Awan gelap menggantung di ufuk Barat. Matahari mulai terbenam meninggalkan cahaya kemerah-merahan di celah-celah mendung hitam, meramalkan kesuraman yang menggetarkan hati. Seperti masuk neraka saja, rasanya.
Sepasukan kecil dari Seksi (Sie) 321 Kompi (Kie) 320 Batalyon (Bat) 300 Tentara Pelajar dibawah komandan Anggoro bergerak melaksanakan perintah untuk menduduki daerah Sidobunder membantu dan memperkuat pertahanan sepasukan kecil dengan kekuatan satu regu Tentara Rakyat Indonesia (TRI, sebutan bagi TNI saat itu) di bawah pimpinan seorang Letnan ( kemudian diketahui bernama Achmad Dimjati – penyunting).
Pasukan bergerak pelan-pelan dan berhati-hati, sebentar-sebentar berhenti memperhatikan dengan seksama keadaan di depan dan di sekelilingnya.

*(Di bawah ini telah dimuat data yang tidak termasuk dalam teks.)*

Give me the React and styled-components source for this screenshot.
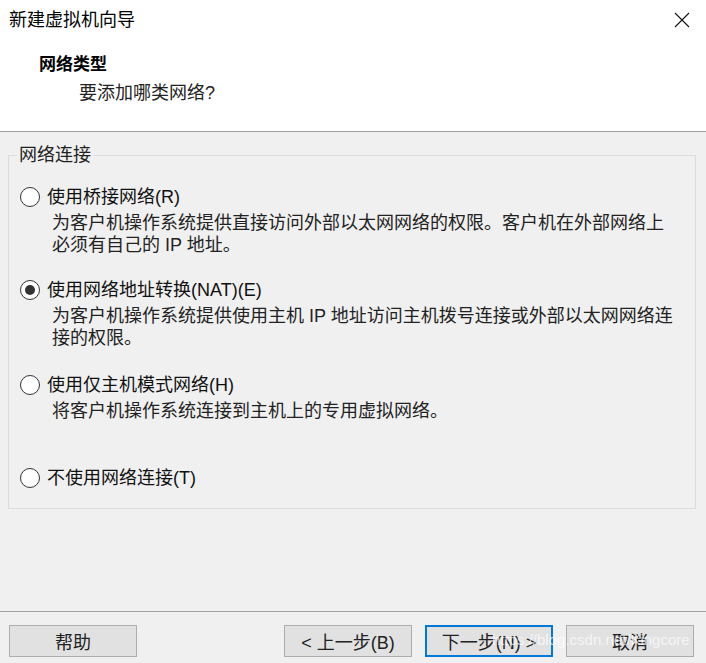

Senapan-senapan yang semula dengan santai disandang di pundak, tanpa komnado, telah dibawa dalam keadaan siap tempur. Mata mereka hampi tak berkedip, meneliti senja yang berangsur gelap itu, agar dapat menelusuri jalan menuju Desa Sidobunder.
Masuk Desa Sidobunder
Tanggal 31 Agustus 1947, pasukan TP telah memasuki Desa Sidobunder. Segera Sie 321 melapor kedatangannya kepada Penguasa (Militer) setempat yang dijabat oleh Letnan TRI tersebut di atas dan juga Kepala Desa Sidobunder yang telah siap menyambut kedatangan Sie 321 dengan nuk (nasi bungkus jaman itu) yang segera diserbu oleh semua pasukan yang sudah lapar. Malam itu Nampak banyak obor menyala di seberang sawah yang mencurigakan.
Tetapi, setelah Kepala Desa menerangkan bahwa itu adalah kebiasaan rakyat setempat yang sedang mencari gangsir (sejenis jangkrik/ cengkerik) di malam hari, maka Komandan Anggoro mengijinkan pasukannya untuk beristirahat. Setelah pasukan beristirahat sebentar maka Sie 321 menempati pos masing-masing di beberapa penjuru Desa Sidobunder yang dianggap rawan bila pasukan Belanda menyerang pertahanan pasukan RI.
Bersamaan kedatangan Sie 321, tiba pula anggota TP Sulawesi (PERPIS: Persatuan Pelajar Indonesia Sulawesi) yang dipimpin oleh Maulwi Saelan dan beberapa anggota TP Purworejo yang menggabungkan diri di Desa Sidobunder. Markas pasukan TP adalah rumah Pak Ponco yang letaknya di sebelah Barat Kelurahan yang kini menjadi gedung SD. Pak Ponco adalah seorang pensiunan pegawai pegadaian (Pandhuis Schatter, juru tulis pegadaian) dank arena itu masyarakat setempat menyebut beliau sebagai pak Sekater.
Senin, 1 September 1947
Baru satu malam berada di Desa Sidobunder, kami mendengar kabar bahwa tentara Belanda telah mengadakan pemusatan kekuatan di Karangbolong. Pagi itu, Sdr. Losung dari PERPIS bersama tiga rekan ditugaskan untuk menguji kebenaran berita itu. Memang benar ada tentara Belanda di sana, tetapi jumlahnya tidak banyak. Bahkan ada yang sempat berenang dan mandi di sungai itu. Oleh keempat anggota TP yang masih belasan tahun umurnya itu, tanpa memperhitungkan bahaya yang akan timbul, orang-orang Belanda itu ditembaki. Karena kaget, mereka lari terbirit-birit tanpa membalas tembakan anak-anak TP.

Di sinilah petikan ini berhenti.